Overcoming these requires coordinated efforts: material developers, AM machinery makers, naval architects, and classification societies collaborating to create validated marine-grade systems. Demonstration projects will be key to building confidence. The plug-to-mold and mold-to-hull phases are likely transitional stepping stones before truly additive hulls become routine.

The Research and Development Tax Credit
The now permanent Research and Development (R&D) Tax Credit is available for companies developing new or improved products, processes, and/or software. 3D printing can help boost a company’s R&D Tax Credits. Wages for technical employees creating, testing, and revising 3D-printed prototypes can be included as a percentage of the eligible time spent for the R&D Tax Credit. Similarly, when used as a method of improving a process, time spent integrating 3D printing hardware and software counts as an eligible activity. Lastly, when used for modeling and preproduction, the costs of filaments consumed during the development process may also be recovered.
Whether it is used for creating and testing prototypes or for final production, 3D printing is a great indicator that R&D Credit-eligible activities are taking place. Companies implementing this technology at any point should consider taking advantage of R&D Tax Credits.

“Sea-ing” Clearly Now…
3D printing will not replace traditional composite, aluminum or steel yacht building overnight—but it is increasingly woven into the fabric of luxury yacht manufacturing and outfitting. Tooling, molds, interior components, furniture, and decorative features are rapidly becoming common additive targets. Structural and hull-level printing still lag behind, but new developments in LFAM, modular printing, and hybrid composites bring that frontier into view.

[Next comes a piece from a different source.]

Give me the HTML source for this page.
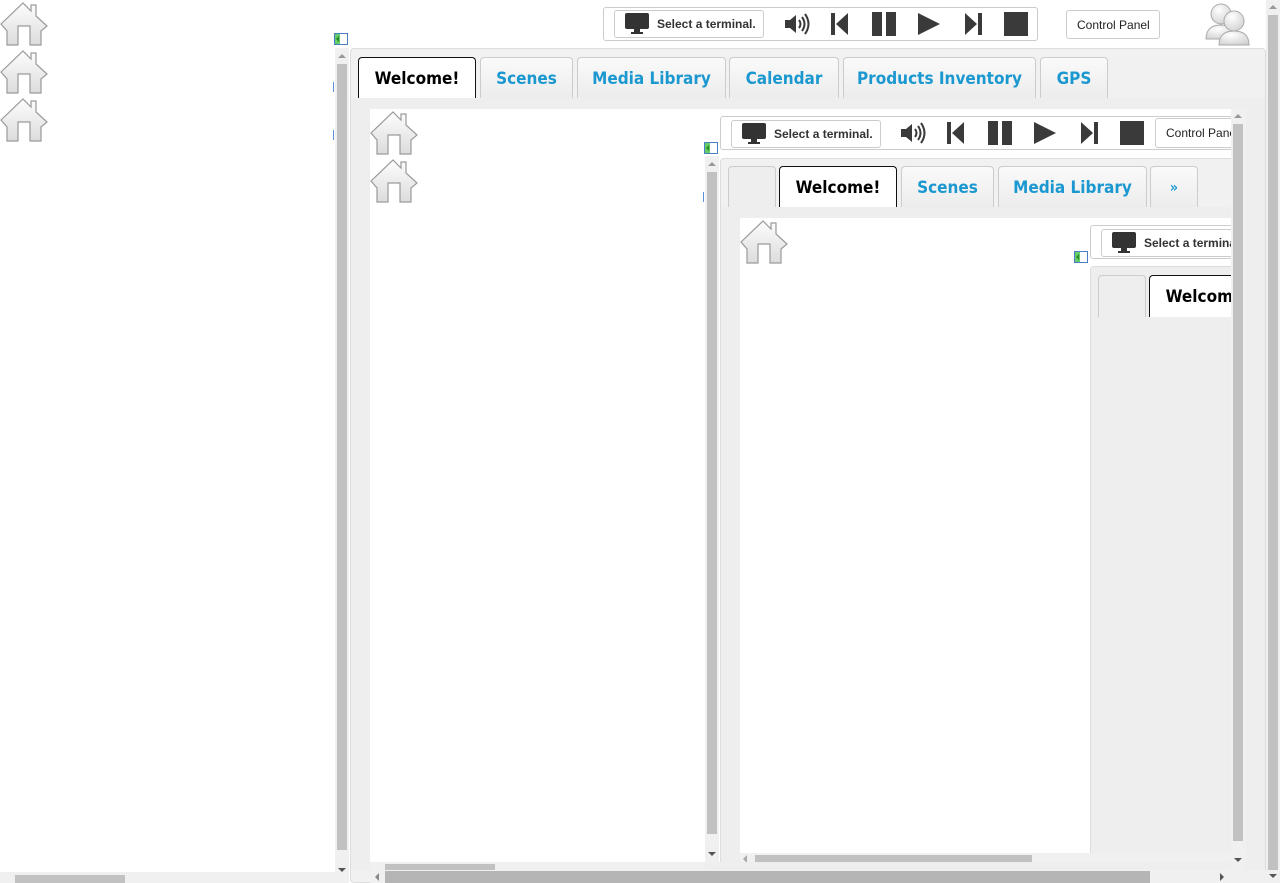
<!DOCTYPE html>
<html><head><meta charset="utf-8"><style>
*{box-sizing:border-box;margin:0;padding:0}
body{width:1280px;height:883px;overflow:hidden;background:#fff;position:relative;font-family:"Liberation Sans",sans-serif}
.a{position:absolute}
.tb{position:absolute;border:1px solid #ccc;border-radius:3px;background:#fff}
.btn{position:absolute;border:1px solid #ccc;border-radius:3px;background:#fff;font-size:12px;font-weight:bold;color:#333;display:flex;align-items:center;white-space:nowrap;overflow:hidden}
.btn svg{margin:0 8px 0 10px;flex:none}
.cp{position:absolute;border:1px solid #ccc;border-radius:3px;background:#fff;font-size:12px;color:#222;display:flex;align-items:center;padding-left:10px;white-space:nowrap;overflow:hidden}
.tab{position:absolute;height:42px;border:1px solid #ccc;border-bottom:none;border-radius:4px 4px 0 0;background:linear-gradient(#fafafa,#ececec);color:#1b98d0;font-family:"DejaVu Sans Condensed","DejaVu Sans",sans-serif;font-stretch:condensed;font-weight:bold;font-size:17px;display:flex;align-items:center;justify-content:center;white-space:nowrap;overflow:hidden}
.tab.on{background:#fff;border-color:#111;color:#000}
.tab.bl{background:#eee}
.sv{position:absolute;background:#f0f0f0}
.th{position:absolute;background:#c1c1c1}
.clip{position:absolute;overflow:hidden}
.ic{position:absolute}
</style></head><body>
<svg width="0" height="0" style="position:absolute">
<defs>
<linearGradient id="hg" x1="0" y1="0" x2="0" y2="1"><stop offset="0" stop-color="#fdfdfd"/><stop offset="1" stop-color="#dcdcdc"/></linearGradient>
<symbol id="house" viewBox="0 0 48 44"><path d="M1 22 L23 1 L31 9 L31 3 L36 3 L36 14 L47 24 L41 29 L41 43 L30 43 L30 24 L18 24 L18 43 L7 43 L7 29 Z" fill="url(#hg)" stroke="#9a9a9a" stroke-width="1.2"/></symbol>
<symbol id="mon" viewBox="0 0 24 22"><rect x="0" y="0" width="24" height="16" rx="2" fill="#333"/><rect x="2" y="2" width="20" height="12" fill="#333"/><rect x="9" y="16" width="6" height="3" fill="#333"/><rect x="6" y="19" width="12" height="2" fill="#333"/></symbol>
<symbol id="spk" viewBox="0 0 26 24"><path d="M1 8 H6 L12 3 V21 L6 16 H1 Z" fill="#3a3a3a"/><path d="M15 8 Q18 12 15 16 M18 5 Q23 12 18 19 M21 2 Q28 12 21 22" stroke="#3a3a3a" stroke-width="2" fill="none"/></symbol>
<symbol id="prev" viewBox="0 0 24 24"><rect x="2" y="1" width="4" height="22" fill="#3a3a3a"/><path d="M19 1 V23 L7 12 Z" fill="#3a3a3a"/></symbol>
<symbol id="pause" viewBox="0 0 24 24"><rect x="0" y="0" width="10" height="24" fill="#3a3a3a"/><rect x="14" y="0" width="10" height="24" fill="#3a3a3a"/></symbol>
<symbol id="play" viewBox="0 0 24 24"><path d="M1 1 L23 12 L1 23 Z" fill="#3a3a3a"/></symbol>
<symbol id="next" viewBox="0 0 24 24"><path d="M5 1 V23 L17 12 Z" fill="#3a3a3a"/><rect x="18" y="1" width="4" height="22" fill="#3a3a3a"/></symbol>
<symbol id="stop" viewBox="0 0 24 24"><rect x="0" y="0" width="24" height="24" fill="#3a3a3a"/></symbol>
<symbol id="mini" viewBox="0 0 14 12"><rect x="0.5" y="0.5" width="13" height="11" fill="#fff" stroke="#4a7fc8"/><rect x="1" y="1" width="5" height="10" fill="#6c6"/><path d="M5 3 L2 6 L5 9 Z" fill="#2a8a2a"/></symbol>
</defs></svg>

<svg class="ic" style="left:0;top:2px" width="48" height="44"><use href="#house"/></svg>
<svg class="ic" style="left:0;top:50px" width="48" height="44"><use href="#house"/></svg>
<svg class="ic" style="left:0;top:98px" width="48" height="44"><use href="#house"/></svg>

<div class="sv" style="left:335px;top:48px;width:14px;height:835px"></div>
<div class="th" style="left:337px;top:64px;width:10px;height:786px"></div>
<div class="a" style="left:338px;top:54px;border:4px solid transparent;border-bottom:4px solid #999;border-top:none;width:0;height:0"></div>
<div class="a" style="left:338px;top:868px;border:4px solid transparent;border-top:4px solid #555;border-bottom:none;width:0;height:0"></div>
<svg class="ic" style="left:334px;top:33px" width="14" height="12"><use href="#mini"/></svg>
<div class="a" style="left:333px;top:82px;width:1px;height:10px;background:#5b8fd6"></div>
<div class="a" style="left:333px;top:130px;width:1px;height:10px;background:#5b8fd6"></div>
<div class="sv" style="left:0;top:872px;width:335px;height:11px"></div>
<div class="th" style="left:15px;top:875px;width:110px;height:8px"></div>

<div class="tb" style="left:603px;top:7px;width:435px;height:34px"></div>
<div class="btn" style="left:614px;top:10px;width:150px;height:28px"><svg width="24" height="22"><use href="#mon"/></svg>Select a terminal.</div>
<svg class="ic" style="left:784px;top:12px" width="26" height="24"><use href="#spk"/></svg>
<svg class="ic" style="left:829px;top:12px" width="24" height="24"><use href="#prev"/></svg>
<svg class="ic" style="left:872px;top:12px" width="24" height="24"><use href="#pause"/></svg>
<svg class="ic" style="left:917px;top:12px" width="24" height="24"><use href="#play"/></svg>
<svg class="ic" style="left:960px;top:12px" width="24" height="24"><use href="#next"/></svg>
<svg class="ic" style="left:1004px;top:12px" width="24" height="24"><use href="#stop"/></svg>
<div class="cp" style="left:1066px;top:10px;width:94px;height:29px">Control Panel</div>
<svg class="ic" style="left:1204px;top:1px" width="48" height="46" viewBox="0 0 48 46">
<defs><radialGradient id="ug" cx="0.4" cy="0.3" r="0.8"><stop offset="0" stop-color="#fff"/><stop offset="1" stop-color="#cfcfcf"/></radialGradient></defs>
<circle cx="17" cy="13" r="10" fill="url(#ug)" stroke="#aaa"/><path d="M2 38 Q2 24 17 24 Q32 24 32 38 Z" fill="url(#ug)" stroke="#aaa"/>
<circle cx="30" cy="20" r="10" fill="url(#ug)" stroke="#aaa"/><path d="M15 44 Q15 30 30 30 Q45 30 45 44 Z" fill="url(#ug)" stroke="#aaa"/></svg>

<div class="sv" style="left:1266px;top:0;width:14px;height:883px"></div>
<div class="th" style="left:1268px;top:15px;width:10px;height:855px"></div>
<div class="a" style="left:1269px;top:5px;border:4px solid transparent;border-bottom:4px solid #999;border-top:none;width:0;height:0"></div>
<div class="a" style="left:1269px;top:874px;border:4px solid transparent;border-top:4px solid #555;border-bottom:none;width:0;height:0"></div>

<div class="a" style="left:350px;top:48px;width:916px;height:835px;background:#f1f1f1;border:1px solid #ddd;border-radius:4px"></div>
<div class="tab on" style="left:358px;top:57px;width:118px;">Welcome!</div>
<div class="tab" style="left:480px;top:57px;width:93px;">Scenes</div>
<div class="tab" style="left:577px;top:57px;width:149px;">Media Library</div>
<div class="tab" style="left:729px;top:57px;width:110px;">Calendar</div>
<div class="tab" style="left:843px;top:57px;width:193px;">Products Inventory</div>
<div class="tab" style="left:1040px;top:57px;width:68px;">GPS</div>
<div class="a" style="left:351px;top:98px;width:914px;height:772px;background:#eeeeee"></div>
<div class="a" style="left:370px;top:109px;width:862px;height:753px;background:#fff"></div>

<svg class="ic" style="left:370px;top:111px" width="48" height="44"><use href="#house"/></svg>
<svg class="ic" style="left:370px;top:159px" width="48" height="44"><use href="#house"/></svg>
<svg class="ic" style="left:704px;top:142px" width="14" height="12"><use href="#mini"/></svg>
<div class="a" style="left:703px;top:192px;width:1px;height:10px;background:#5b8fd6"></div>
<div class="sv" style="left:705px;top:156px;width:14px;height:708px"></div>
<div class="th" style="left:707px;top:172px;width:10px;height:662px"></div>
<div class="a" style="left:708px;top:162px;border:4px solid transparent;border-bottom:4px solid #999;border-top:none;width:0;height:0"></div>
<div class="a" style="left:708px;top:852px;border:4px solid transparent;border-top:4px solid #555;border-bottom:none;width:0;height:0"></div>
<div class="sv" style="left:370px;top:862px;width:335px;height:8px"></div>
<div class="th" style="left:385px;top:864px;width:110px;height:6px"></div>

<div class="clip" style="left:719px;top:109px;width:512px;height:753px">
  <div class="tb" style="left:1px;top:7px;width:530px;height:34px"></div>
  <div class="btn" style="left:12px;top:11px;width:150px;height:28px"><svg width="24" height="22"><use href="#mon"/></svg>Select a terminal.</div>
  <svg class="ic" style="left:181px;top:12px" width="26" height="24"><use href="#spk"/></svg>
  <svg class="ic" style="left:226px;top:12px" width="24" height="24"><use href="#prev"/></svg>
  <svg class="ic" style="left:269px;top:12px" width="24" height="24"><use href="#pause"/></svg>
  <svg class="ic" style="left:314px;top:12px" width="24" height="24"><use href="#play"/></svg>
  <svg class="ic" style="left:357px;top:12px" width="24" height="24"><use href="#next"/></svg>
  <svg class="ic" style="left:401px;top:12px" width="24" height="24"><use href="#stop"/></svg>
  <div class="cp" style="left:436px;top:9px;width:94px;height:30px">Control Panel</div>
  <div class="a" style="left:1px;top:49px;width:520px;height:710px;background:#f1f1f1;border:1px solid #ddd;border-radius:4px"></div>
  <div class="tab bl" style="left:9px;top:57px;width:48px;"></div>
  <div class="tab on" style="left:60px;top:57px;width:118px;">Welcome!</div>
  <div class="tab" style="left:182px;top:57px;width:93px;">Scenes</div>
  <div class="tab" style="left:279px;top:57px;width:149px;">Media Library</div>
  <div class="tab" style="left:431px;top:57px;width:48px;font-size:14px">»</div>
  <div class="a" style="left:2px;top:98px;width:520px;height:660px;background:#eeeeee"></div>
  <div class="a" style="left:21px;top:109px;width:492px;height:635px;background:#fff"></div>
  <svg class="ic" style="left:21px;top:111px" width="48" height="44"><use href="#house"/></svg>
  <svg class="ic" style="left:355px;top:142px" width="14" height="12"><use href="#mini"/></svg>
  <div class="a" style="left:371px;top:116px;width:200px;height:34px;border:1px solid #ccc;border-radius:3px;background:#fff"></div>
  <div class="btn" style="left:382px;top:120px;width:150px;height:28px"><svg width="24" height="22"><use href="#mon"/></svg>Select a terminal.</div>
  <div class="a" style="left:371px;top:157px;width:200px;height:590px;background:#eeeeee;border:1px solid #ddd;border-radius:4px"></div>
  <div class="tab bl" style="left:379px;top:166px;width:48px;"></div>
  <div class="tab on" style="left:430px;top:166px;width:118px;">Welcome!</div>
  <div class="sv" style="left:21px;top:744px;width:492px;height:12px"></div>
  <div class="th" style="left:36px;top:746px;width:277px;height:10px"></div>
  <div class="a" style="left:24px;top:746px;border:4px solid transparent;border-right:4px solid #aaa;border-left:none;width:0;height:0"></div>
</div>

<div class="sv" style="left:1231px;top:109px;width:15px;height:760px"></div>
<div class="th" style="left:1233px;top:124px;width:10px;height:717px"></div>
<div class="a" style="left:1234px;top:114px;border:4px solid transparent;border-bottom:4px solid #999;border-top:none;width:0;height:0"></div>
<div class="a" style="left:1234px;top:858px;border:4px solid transparent;border-top:4px solid #555;border-bottom:none;width:0;height:0"></div>

<div class="sv" style="left:370px;top:870px;width:896px;height:13px"></div>
<div class="th" style="left:385px;top:871px;width:765px;height:12px;background:#b5b5b5"></div>
<div class="a" style="left:375px;top:873px;border:4px solid transparent;border-right:4px solid #888;border-left:none;width:0;height:0"></div>
<div class="a" style="left:1220px;top:873px;border:4px solid transparent;border-left:4px solid #555;border-right:none;width:0;height:0"></div>
</body></html>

For our readers, the emerging story is this: additive manufacturing is maturing from a design novelty into a serious tool in the superyacht world. As machines grow larger, materials more robust, and certification catches up, expect newer yacht builds (especially in the 30–70 m class) to boast ever-greater percentages of 3D printed components—perhaps 20–40 % or more of interior / non-critical structure within this decade.
The sea is a harsh critic—if these parts can survive salt spray, fatigue, and real-world vibration, they will earn their place. But if additive proponents succeed, yacht design’s next chapter may be “printed, not carved.”